Club Labris is the biggest lesbian club in Korea, open every Friday and Saturday. Even cocktails ordered by the glass use top shelf alcohol. The music that iconic Korean female DJ Limzi plays is enough to satisfy the taste of any lesbian. As one of the first of its kind in Korea, Club Labris is the go-to place for those who want to enjoy a wild night without being decadent. Entrance is limited only to women, no FTM transgender persons or gays allowed.
If you are craving a warm jjampong and a bottle of soju in the midst of this freezing winter, go to Brick. The interior with its warm red brick walls and wine boxes, complete with a terrace makes the space seem like a wine bar. It’s usually full of couples in their 20s to 40s as well as groups of friends feasting on the various dishes developed by the owner who prides herself on making “food with a philosophy.” You can have everything from salad to fried foods and soups. Brick is also the perfect pre-game spot before a night of dancing.
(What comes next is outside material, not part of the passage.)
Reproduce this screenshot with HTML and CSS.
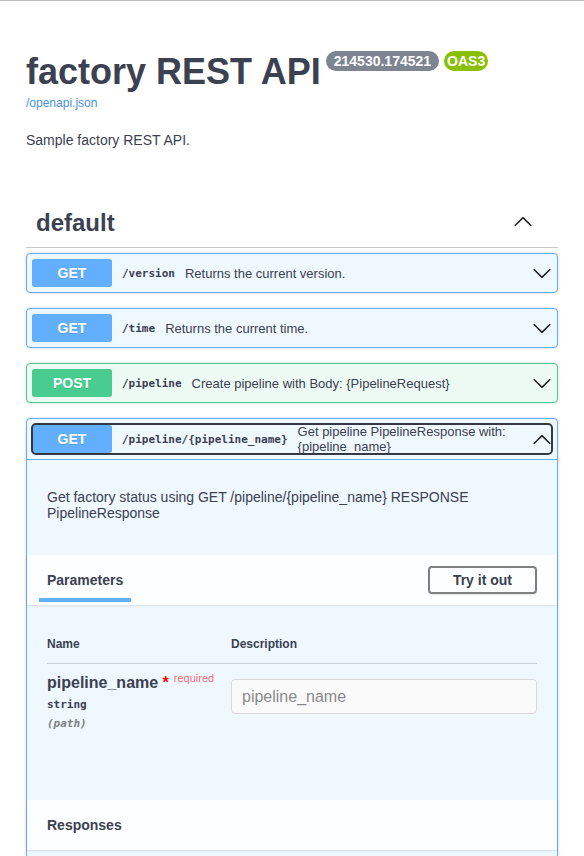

Eleven years ago, this club started out under the name Pink Button. Although its name has changed, the love it receives from the young crowd remains the same. The DJ group composed of four women plays music that will set your heart beating and body swaying. Inside the 500-squaremeter space, is a wide stage, a powder room, a VIP room and laser lights that all add to the glamorous interior. Pink Hole was the first lesbian club to organize party events. Gays are allowed in, but everyone needs to bring a valid ID.
Want to go to a lesbian bar but all your friends are busy? If you’re looking for a bar to go to by yourself it’s only a matter of time before you become a regular at Mong. It was an ordinary bar, but thanks to rumors of the owner being a lesbian, Mong became a popular hangout spot among lesbians and welcomes gays. The handmade organic tea, mojito, margarita and various other cocktails can be enjoyed along with the bartender’s amusing conversation. Mong boasts a comfortable homey atmosphere and it’s not unusual to find solo drinkers absorbed in a book.